- Twenty Your Life On（zh：二十不惑）
- Genre: Urban, Inspirational, Coming-of-age
- Screenplay by: Zhang Wuju, Zhong Enshu, Han Santai, Lu Shisanfeng, Guo Sihan, Li Zhen, Li Muzi, Zhang Xiaotiao (jointly)
- Directed by: Li Zhi
- Starring: Guan Xiaotong; Jin Shijia; Niu Junfeng; Bu Guanjin; Li Gengxi; Dong Siyi;
- Country of origin: China
- Original language: Mandarin Chinese
- No. of episodes: 80

Original release
- Release: 14 July – 7 August 2020

= Twenty Your Life On =

Twenty Your Life On (Chinese: 二十不惑) is a Chinese television drama directed by Li Zhi and produced by Shen Yan.

The first season premiered in 2020, starring Guan Xiaotong, Niu Junfeng, Bu Guanjin, Jin Shijia, Li Gengxi, Dong Siyi, and Wang Anyu.

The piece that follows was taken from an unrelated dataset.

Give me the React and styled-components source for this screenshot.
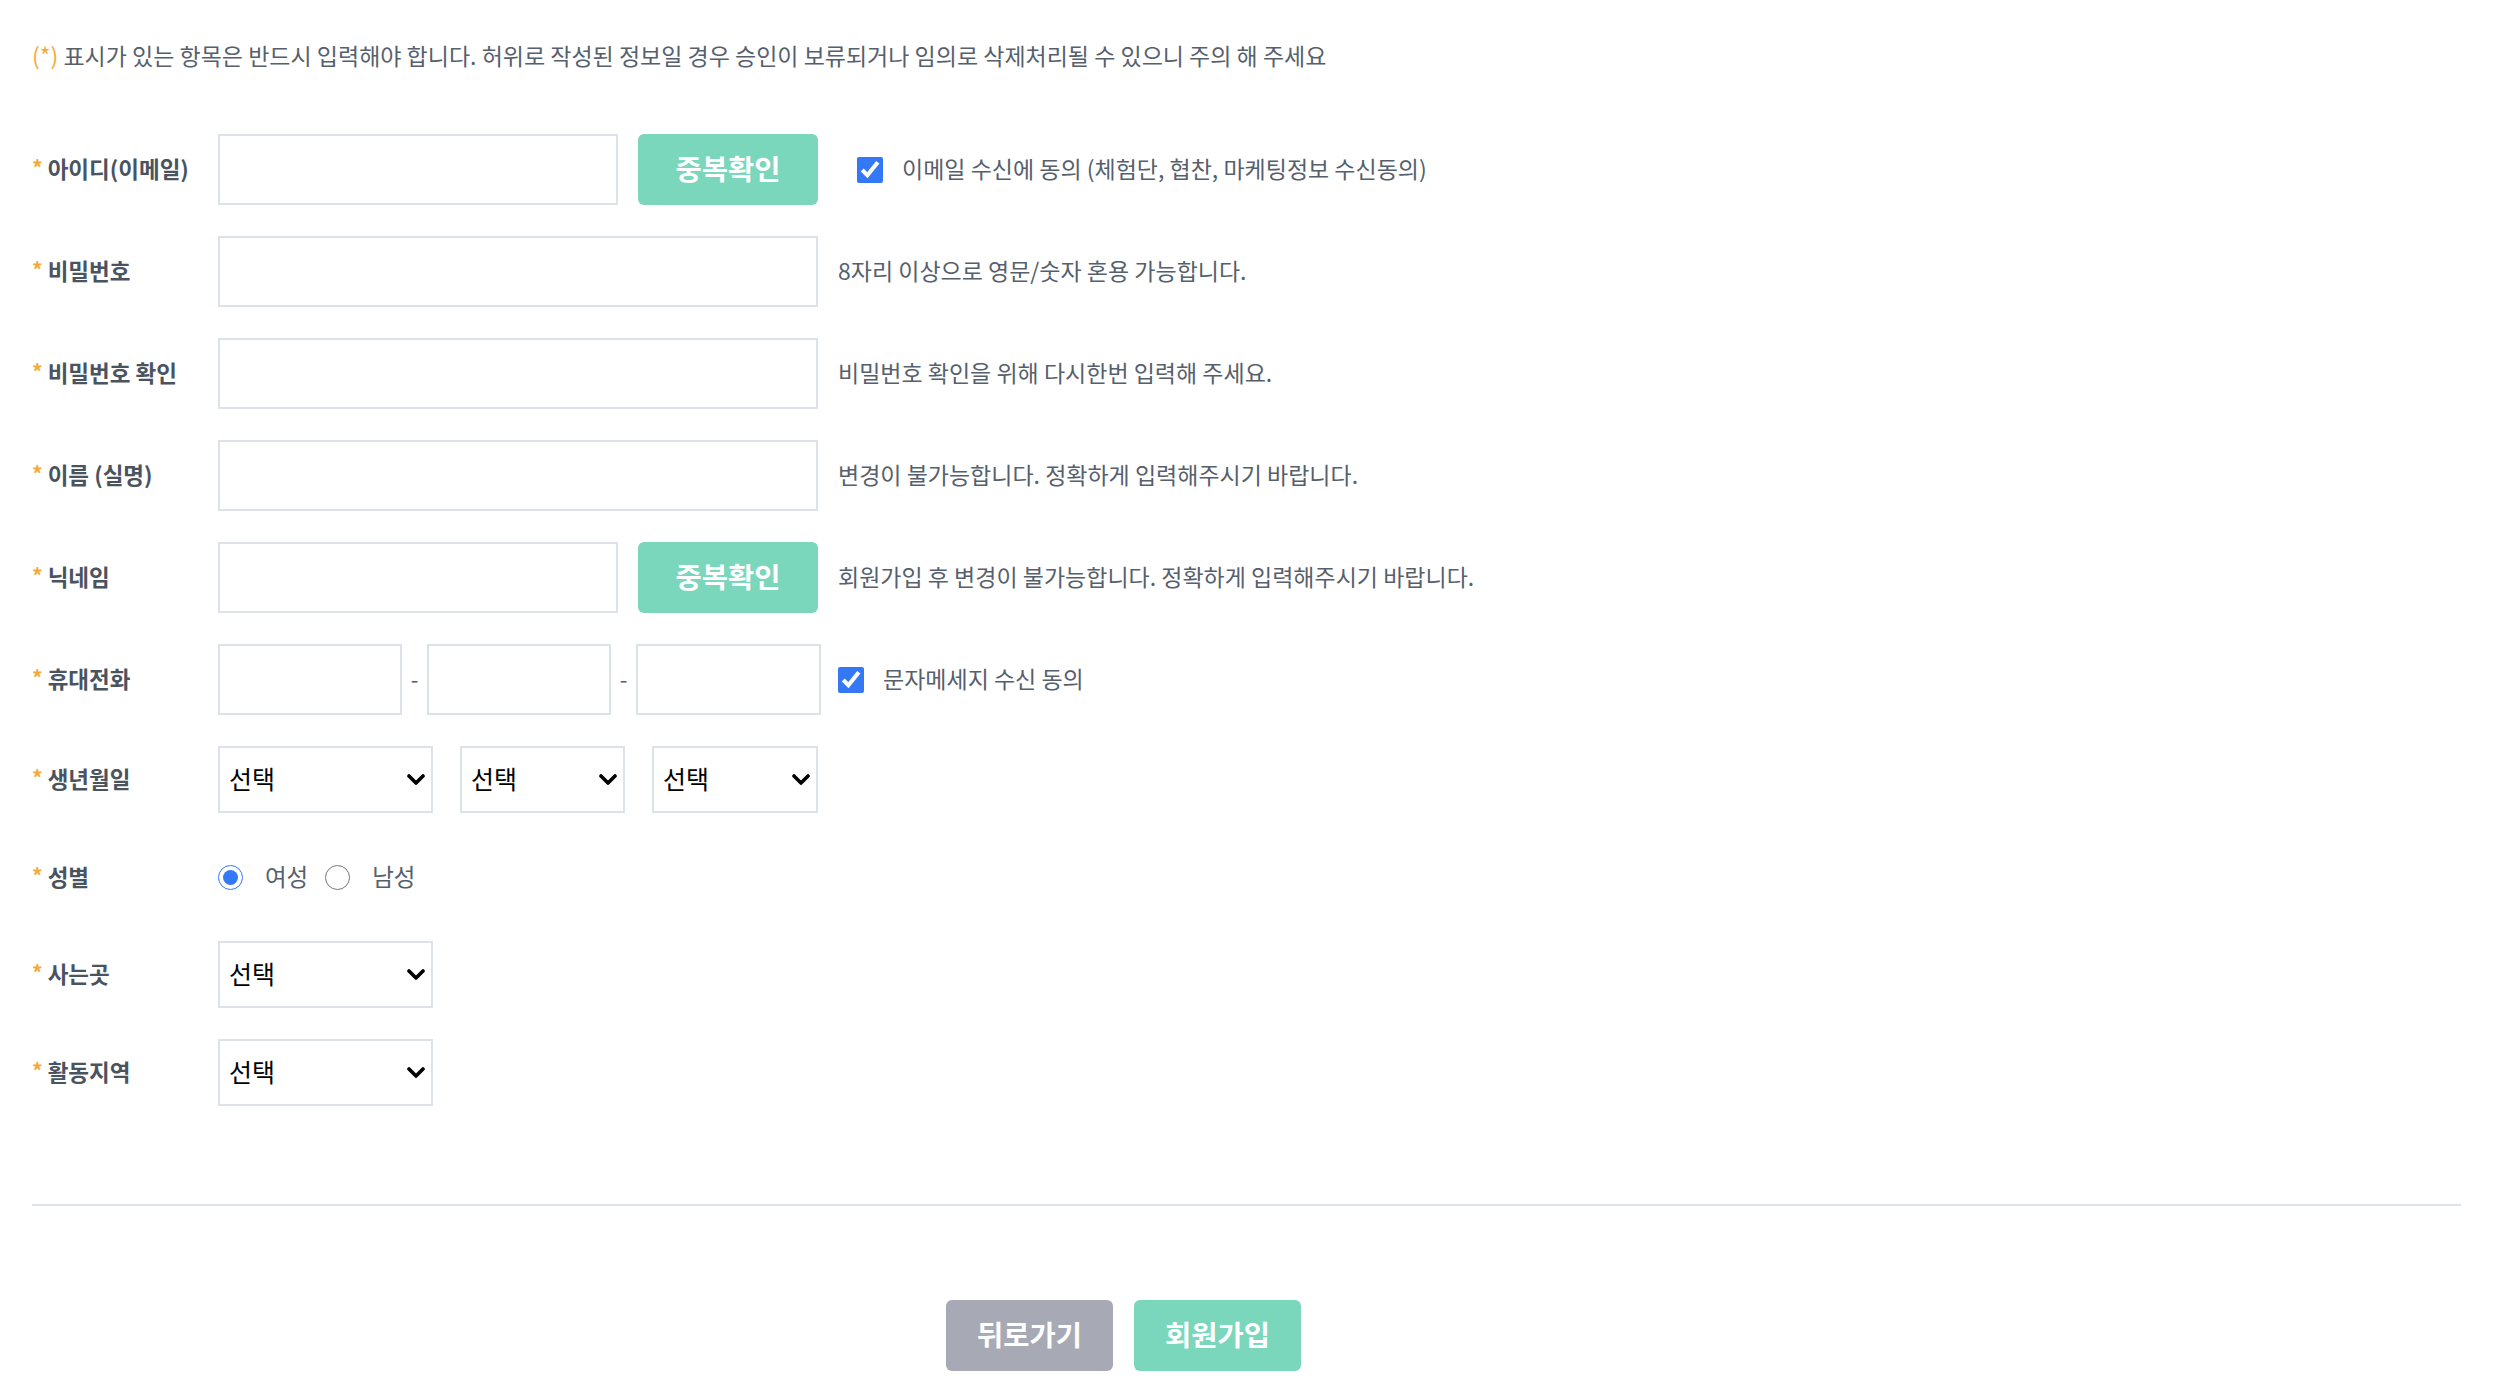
import React from "react";
import styled, { createGlobalStyle } from "styled-components";

const GlobalStyle = createGlobalStyle`
  body {
    margin: 0;
    background: #ffffff;
    font-family: "Noto Sans CJK KR", "Noto Sans", sans-serif;
  }
`;

const Page = styled.div`
  padding: 40px 33px 22px 32px;
`;

const Notice = styled.p`
  margin: 0;
  font-size: 23px;
  line-height: 30px;
  color: #56606c;
`;

const Star = styled.span`
  color: #f5a93a;
`;

const Form = styled.div`
  display: flex;
  flex-direction: column;
  gap: 31px;
  margin-top: 64px;
`;

const Row = styled.div`
  display: flex;
  align-items: center;
  height: ${(p) => p.$h || 71}px;
`;

const Label = styled.div`
  display: flex;
  align-items: flex-start;
  width: 186px;
  flex-shrink: 0;
  padding-bottom: 3px;
  font-size: 22.5px;
  font-weight: 700;
  color: #4a5360;
`;

const Req = styled.span`
  color: #f5a93a;
  font-size: 21px;
  font-weight: 700;
  line-height: 1;
  margin: 5px 5px 0 0;
`;

const Field = styled.div`
  display: flex;
  align-items: center;
  gap: ${(p) => (p.$gap != null ? p.$gap : 20)}px;
`;

const TextInput = styled.input`
  box-sizing: border-box;
  width: ${(p) => p.$w}px;
  height: 71px;
  border: 2px solid #dde1ea;
  background: #fff;
  padding: 0 12px;
  font-size: 22px;
  font-family: inherit;
  outline: none;
`;

const Button = styled.button`
  box-sizing: border-box;
  width: ${(p) => p.$w || 180}px;
  height: 71px;
  padding: 0 0 4px;
  border: none;
  border-radius: 6px;
  background: ${(p) => (p.$gray ? "#a7a9b4" : "#7ad7bc")};
  color: #ffffff;
  font-family: inherit;
  font-size: 28.5px;
  font-weight: 700;
  cursor: pointer;
`;

const Help = styled.span`
  padding-bottom: 3px;
  font-size: 23px;
  color: #56606c;
`;

const Agree = styled.label`
  display: flex;
  align-items: center;
  gap: 19px;
  margin-left: ${(p) => p.$ml || 0}px;
  padding-bottom: 3px;
  font-size: 23px;
  color: #56606c;
`;

const Check = styled.input.attrs({ type: "checkbox" })`
  width: 26px;
  height: 26px;
  margin: 3px 0 0;
  accent-color: #3478f6;
`;

const Phone = styled.div`
  display: flex;
  align-items: center;
`;

const Dash = styled.span`
  width: 25px;
  padding-bottom: 3px;
  text-align: center;
  font-size: 22px;
  color: #56606c;
`;

const SelectGroup = styled.div`
  display: flex;
  gap: 27px;
`;

const SelectWrap = styled.div`
  position: relative;
  width: ${(p) => p.$w}px;
`;

const Select = styled.select`
  box-sizing: border-box;
  appearance: none;
  width: 100%;
  height: 67px;
  border: 2px solid #dde1ea;
  border-radius: 0;
  background: #fff;
  padding: 0 34px 3px 9px;
  font-family: inherit;
  font-size: 25px;
  color: #000;
  outline: none;
`;

const Chevron = styled.svg`
  position: absolute;
  right: 8px;
  top: 50%;
  transform: translateY(-50%);
  pointer-events: none;
`;

const RadioGroup = styled.div`
  display: flex;
  align-items: center;
`;

const RadioLabel = styled.label`
  display: flex;
  align-items: center;
  gap: 22px;
  margin-right: 17px;
  padding-bottom: 3px;
  font-size: 23.5px;
  color: #56606c;
`;

const Radio = styled.input.attrs({ type: "radio" })`
  width: 25px;
  height: 25px;
  margin: 4px 0 0;
  accent-color: #3478f6;
`;

const Divider = styled.hr`
  margin: 98px 0 0;
  border: none;
  border-top: 2px solid #dee2ea;
`;

const Actions = styled.div`
  display: flex;
  gap: 21px;
  margin-top: 94px;
  padding-left: 914px;
`;

function Picker({ w }) {
  return (
    <SelectWrap $w={w}>
      <Select defaultValue="">
        <option value="">선택</option>
      </Select>
      <Chevron width="18" height="12" viewBox="0 0 18 12">
        <polyline points="2,2 9,9 16,2" fill="none" stroke="#000" strokeWidth="3.6" strokeLinecap="round" strokeLinejoin="round" />
      </Chevron>
    </SelectWrap>
  );
}

function FieldLabel({ children }) {
  return (
    <Label>
      <Req>*</Req>
      <span>{children}</span>
    </Label>
  );
}

export default function App() {
  return (
    <Page>
      <GlobalStyle />
      <Notice>
        <Star>(*)</Star> 표시가 있는 항목은 반드시 입력해야 합니다. 허위로 작성된 정보일 경우 승인이 보류되거나 임의로 삭제처리될 수 있으니 주의 해 주세요
      </Notice>

      <Form>
        <Row>
          <FieldLabel>아이디(이메일)</FieldLabel>
          <Field>
            <TextInput $w={400} />
            <Button>중복확인</Button>
            <Agree $ml={19}>
              <Check defaultChecked />
              이메일 수신에 동의 (체험단, 협찬, 마케팅정보 수신동의)
            </Agree>
          </Field>
        </Row>

        <Row>
          <FieldLabel>비밀번호</FieldLabel>
          <Field>
            <TextInput type="password" $w={600} />
            <Help>8자리 이상으로 영문/숫자 혼용 가능합니다.</Help>
          </Field>
        </Row>

        <Row>
          <FieldLabel>비밀번호 확인</FieldLabel>
          <Field>
            <TextInput type="password" $w={600} />
            <Help>비밀번호 확인을 위해 다시한번 입력해 주세요.</Help>
          </Field>
        </Row>

        <Row>
          <FieldLabel>이름 (실명)</FieldLabel>
          <Field>
            <TextInput $w={600} />
            <Help>변경이 불가능합니다. 정확하게 입력해주시기 바랍니다.</Help>
          </Field>
        </Row>

        <Row>
          <FieldLabel>닉네임</FieldLabel>
          <Field>
            <TextInput $w={400} />
            <Button>중복확인</Button>
            <Help>회원가입 후 변경이 불가능합니다. 정확하게 입력해주시기 바랍니다.</Help>
          </Field>
        </Row>

        <Row>
          <FieldLabel>휴대전화</FieldLabel>
          <Field $gap={17}>
            <Phone>
              <TextInput $w={184} />
              <Dash>-</Dash>
              <TextInput $w={184} />
              <Dash>-</Dash>
              <TextInput $w={185} />
            </Phone>
            <Agree>
              <Check defaultChecked />
              문자메세지 수신 동의
            </Agree>
          </Field>
        </Row>

        <Row $h={67}>
          <FieldLabel>생년월일</FieldLabel>
          <SelectGroup>
            <Picker w={215} />
            <Picker w={165} />
            <Picker w={166} />
          </SelectGroup>
        </Row>

        <Row $h={66}>
          <FieldLabel>성별</FieldLabel>
          <RadioGroup>
            <RadioLabel>
              <Radio name="gender" defaultChecked />
              여성
            </RadioLabel>
            <RadioLabel>
              <Radio name="gender" />
              남성
            </RadioLabel>
          </RadioGroup>
        </Row>

        <Row $h={67}>
          <FieldLabel>사는곳</FieldLabel>
          <Picker w={215} />
        </Row>

        <Row $h={67}>
          <FieldLabel>활동지역</FieldLabel>
          <Picker w={215} />
        </Row>
      </Form>

      <Divider />

      <Actions>
        <Button $gray $w={167}>뒤로가기</Button>
        <Button $w={167}>회원가입</Button>
      </Actions>
    </Page>
  );
}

The second season premiered in 2022, starring Guan Xiaotong, Bu Guanjin, Dong Siyi, Xu Mengjie, Xie Binbin, Li Junxian, Fei Qiming, Zhou Yiran, and Jin Shijia.

== Plot summary ==

=== Season 1 ===
The first season centers on the four girls—Liang Shuang, Jiang Xiaoguo, Duan Jiabao, and Luo Yan—on the brink of graduation. They confront numerous challenges involving love, friendship, family, and future career choices. During their time living together in the dormitory, they form strong bonds while navigating emotional conflicts, family secrets, and struggles with self-identity. The season concludes with their graduation and transition into independent adult life.

=== Season 2 ===
Set three years later, the second season follows the four as they enter the workforce and face increasingly complex pressures in their careers, relationships, and personal lives. Jiang Xiaoguo seeks self-discovery and love within the finance industry. Liang Shuang experiences career ups and downs and relationship changes before shifting toward entrepreneurship. Duan Jiabao takes on family responsibilities after her family falls into hardship and finds love. Luo Yan, feeling uncertain, chooses to pursue studies abroad. The addition of new character Ding Yixuan introduces fresh emotional storylines. Season two realistically portrays young adults' growth and perseverance in work and life, culminating in the four achieving success both professionally and personally. The series ends with a warm reunion and hopeful prospects for the future.